REQUIRED WORK: Copy each line below that contains "this".
-- TASK MATERIAL start --
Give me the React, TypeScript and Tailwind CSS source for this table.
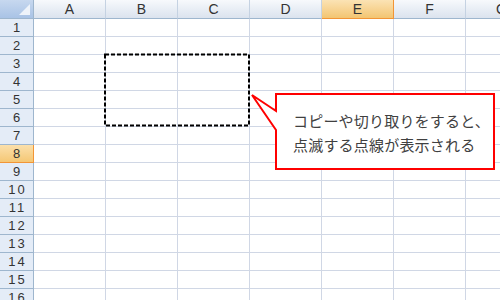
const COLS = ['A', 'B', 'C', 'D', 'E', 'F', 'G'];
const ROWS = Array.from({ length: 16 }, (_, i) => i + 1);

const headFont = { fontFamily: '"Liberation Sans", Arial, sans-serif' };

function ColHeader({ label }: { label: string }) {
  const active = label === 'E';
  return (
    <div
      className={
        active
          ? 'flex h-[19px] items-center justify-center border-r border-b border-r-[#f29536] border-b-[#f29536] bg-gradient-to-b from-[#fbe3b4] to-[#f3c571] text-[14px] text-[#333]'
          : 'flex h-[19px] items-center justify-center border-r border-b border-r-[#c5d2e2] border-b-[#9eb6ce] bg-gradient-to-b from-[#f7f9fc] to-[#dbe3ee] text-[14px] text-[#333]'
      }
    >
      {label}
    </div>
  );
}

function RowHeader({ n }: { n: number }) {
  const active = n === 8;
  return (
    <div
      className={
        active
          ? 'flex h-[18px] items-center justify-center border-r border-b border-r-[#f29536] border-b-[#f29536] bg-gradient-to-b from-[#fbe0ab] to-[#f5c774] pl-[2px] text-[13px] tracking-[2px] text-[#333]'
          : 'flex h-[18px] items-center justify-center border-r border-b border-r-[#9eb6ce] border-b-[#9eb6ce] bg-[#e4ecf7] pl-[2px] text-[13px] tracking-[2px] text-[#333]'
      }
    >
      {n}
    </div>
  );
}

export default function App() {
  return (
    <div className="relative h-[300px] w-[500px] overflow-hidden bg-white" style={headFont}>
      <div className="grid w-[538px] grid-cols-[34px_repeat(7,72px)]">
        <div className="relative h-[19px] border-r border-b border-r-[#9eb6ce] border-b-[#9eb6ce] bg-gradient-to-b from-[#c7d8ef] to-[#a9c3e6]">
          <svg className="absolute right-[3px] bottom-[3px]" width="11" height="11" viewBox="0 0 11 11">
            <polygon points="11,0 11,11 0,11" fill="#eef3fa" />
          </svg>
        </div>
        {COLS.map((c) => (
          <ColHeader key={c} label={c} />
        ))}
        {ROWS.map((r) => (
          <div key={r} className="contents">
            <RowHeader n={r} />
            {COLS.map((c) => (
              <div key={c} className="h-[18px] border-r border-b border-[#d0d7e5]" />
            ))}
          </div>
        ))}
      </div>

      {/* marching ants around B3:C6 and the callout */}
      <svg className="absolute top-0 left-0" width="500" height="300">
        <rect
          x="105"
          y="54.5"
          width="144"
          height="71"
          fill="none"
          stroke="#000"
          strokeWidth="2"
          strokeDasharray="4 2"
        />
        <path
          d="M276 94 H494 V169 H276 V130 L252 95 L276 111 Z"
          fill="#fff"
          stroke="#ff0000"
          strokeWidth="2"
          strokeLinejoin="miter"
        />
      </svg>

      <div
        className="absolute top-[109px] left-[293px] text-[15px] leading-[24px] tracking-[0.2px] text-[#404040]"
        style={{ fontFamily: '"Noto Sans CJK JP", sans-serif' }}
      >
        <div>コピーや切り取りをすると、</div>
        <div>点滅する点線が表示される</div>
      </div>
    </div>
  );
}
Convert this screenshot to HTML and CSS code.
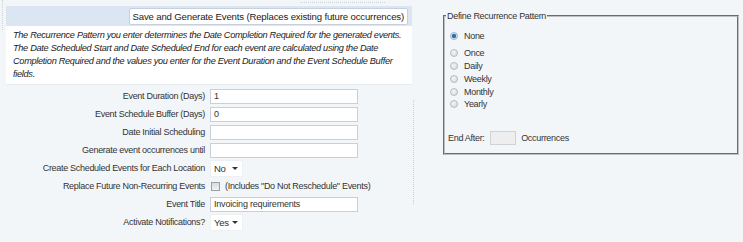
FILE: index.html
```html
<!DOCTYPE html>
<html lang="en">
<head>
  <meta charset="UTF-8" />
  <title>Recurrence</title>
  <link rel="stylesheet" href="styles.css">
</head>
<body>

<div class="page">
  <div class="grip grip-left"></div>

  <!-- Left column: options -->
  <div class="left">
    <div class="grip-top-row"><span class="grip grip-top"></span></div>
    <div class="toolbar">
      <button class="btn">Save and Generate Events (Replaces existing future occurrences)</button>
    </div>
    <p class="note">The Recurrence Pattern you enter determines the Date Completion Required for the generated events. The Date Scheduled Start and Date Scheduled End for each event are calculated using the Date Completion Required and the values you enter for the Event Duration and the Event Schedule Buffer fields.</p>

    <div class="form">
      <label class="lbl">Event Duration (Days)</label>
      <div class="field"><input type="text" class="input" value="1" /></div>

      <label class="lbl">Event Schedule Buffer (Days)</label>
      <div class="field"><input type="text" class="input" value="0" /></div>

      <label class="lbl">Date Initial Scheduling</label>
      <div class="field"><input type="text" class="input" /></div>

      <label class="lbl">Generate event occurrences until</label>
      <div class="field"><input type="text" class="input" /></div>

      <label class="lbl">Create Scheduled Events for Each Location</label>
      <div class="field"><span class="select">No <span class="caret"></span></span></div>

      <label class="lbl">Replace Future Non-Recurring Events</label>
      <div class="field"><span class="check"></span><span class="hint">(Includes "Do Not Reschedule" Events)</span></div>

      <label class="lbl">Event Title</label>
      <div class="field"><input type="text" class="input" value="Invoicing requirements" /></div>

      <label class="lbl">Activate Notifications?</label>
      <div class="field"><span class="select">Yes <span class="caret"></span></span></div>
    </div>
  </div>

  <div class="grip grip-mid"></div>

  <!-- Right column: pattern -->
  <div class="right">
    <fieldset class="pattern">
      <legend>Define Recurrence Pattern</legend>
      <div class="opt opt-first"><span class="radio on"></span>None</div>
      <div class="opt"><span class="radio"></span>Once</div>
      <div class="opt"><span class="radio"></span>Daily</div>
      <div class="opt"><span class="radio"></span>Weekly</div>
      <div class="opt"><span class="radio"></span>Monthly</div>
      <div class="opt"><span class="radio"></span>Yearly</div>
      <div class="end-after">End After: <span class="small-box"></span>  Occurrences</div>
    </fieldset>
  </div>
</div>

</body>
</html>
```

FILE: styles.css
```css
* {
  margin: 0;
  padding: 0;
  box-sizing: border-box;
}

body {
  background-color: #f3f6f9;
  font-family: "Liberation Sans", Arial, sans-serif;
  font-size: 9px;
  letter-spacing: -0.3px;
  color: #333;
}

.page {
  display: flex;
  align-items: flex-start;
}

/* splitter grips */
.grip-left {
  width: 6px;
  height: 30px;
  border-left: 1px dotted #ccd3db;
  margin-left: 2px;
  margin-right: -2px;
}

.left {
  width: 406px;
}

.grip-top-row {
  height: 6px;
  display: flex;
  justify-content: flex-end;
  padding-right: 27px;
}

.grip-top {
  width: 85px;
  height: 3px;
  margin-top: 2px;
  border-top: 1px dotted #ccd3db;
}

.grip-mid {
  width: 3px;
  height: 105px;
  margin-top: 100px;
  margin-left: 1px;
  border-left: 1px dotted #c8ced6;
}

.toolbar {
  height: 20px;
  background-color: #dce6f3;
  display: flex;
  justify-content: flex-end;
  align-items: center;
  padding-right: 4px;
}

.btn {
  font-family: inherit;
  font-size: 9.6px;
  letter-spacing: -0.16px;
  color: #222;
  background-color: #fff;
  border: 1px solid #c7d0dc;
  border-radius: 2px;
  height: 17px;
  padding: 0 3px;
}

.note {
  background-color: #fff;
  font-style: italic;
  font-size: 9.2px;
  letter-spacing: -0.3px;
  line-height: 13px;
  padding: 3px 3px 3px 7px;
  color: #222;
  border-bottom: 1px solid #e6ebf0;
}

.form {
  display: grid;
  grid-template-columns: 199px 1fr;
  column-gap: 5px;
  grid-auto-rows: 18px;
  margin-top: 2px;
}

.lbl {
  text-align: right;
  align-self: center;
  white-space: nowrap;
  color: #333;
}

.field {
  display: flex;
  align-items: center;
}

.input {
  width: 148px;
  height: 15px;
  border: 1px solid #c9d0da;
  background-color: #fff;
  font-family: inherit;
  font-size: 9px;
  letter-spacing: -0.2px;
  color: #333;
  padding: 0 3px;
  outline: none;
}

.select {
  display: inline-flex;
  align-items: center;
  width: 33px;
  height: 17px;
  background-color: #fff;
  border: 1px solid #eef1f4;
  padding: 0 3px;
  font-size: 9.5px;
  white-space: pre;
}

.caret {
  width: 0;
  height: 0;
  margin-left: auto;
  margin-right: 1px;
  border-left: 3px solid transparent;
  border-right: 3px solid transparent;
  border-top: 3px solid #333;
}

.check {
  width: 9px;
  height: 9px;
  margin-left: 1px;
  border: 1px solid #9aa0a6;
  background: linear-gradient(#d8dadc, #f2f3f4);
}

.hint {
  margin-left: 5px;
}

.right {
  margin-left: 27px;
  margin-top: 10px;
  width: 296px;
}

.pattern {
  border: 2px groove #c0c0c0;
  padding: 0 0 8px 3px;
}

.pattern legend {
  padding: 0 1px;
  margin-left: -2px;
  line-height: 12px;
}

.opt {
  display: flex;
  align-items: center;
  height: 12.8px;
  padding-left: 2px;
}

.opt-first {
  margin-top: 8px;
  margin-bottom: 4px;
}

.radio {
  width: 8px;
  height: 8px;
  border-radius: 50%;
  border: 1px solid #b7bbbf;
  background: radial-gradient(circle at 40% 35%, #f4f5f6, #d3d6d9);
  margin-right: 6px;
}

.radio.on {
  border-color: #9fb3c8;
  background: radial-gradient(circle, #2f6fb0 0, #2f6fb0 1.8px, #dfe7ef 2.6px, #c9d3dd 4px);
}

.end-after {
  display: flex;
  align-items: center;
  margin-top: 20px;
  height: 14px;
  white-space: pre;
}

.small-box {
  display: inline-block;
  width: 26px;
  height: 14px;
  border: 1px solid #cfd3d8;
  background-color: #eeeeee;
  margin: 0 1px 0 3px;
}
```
-- TASK MATERIAL end --
COMPLETE OUTPUT:
Give me the React, TypeScript and Tailwind CSS source for this table.
Convert this screenshot to HTML and CSS code.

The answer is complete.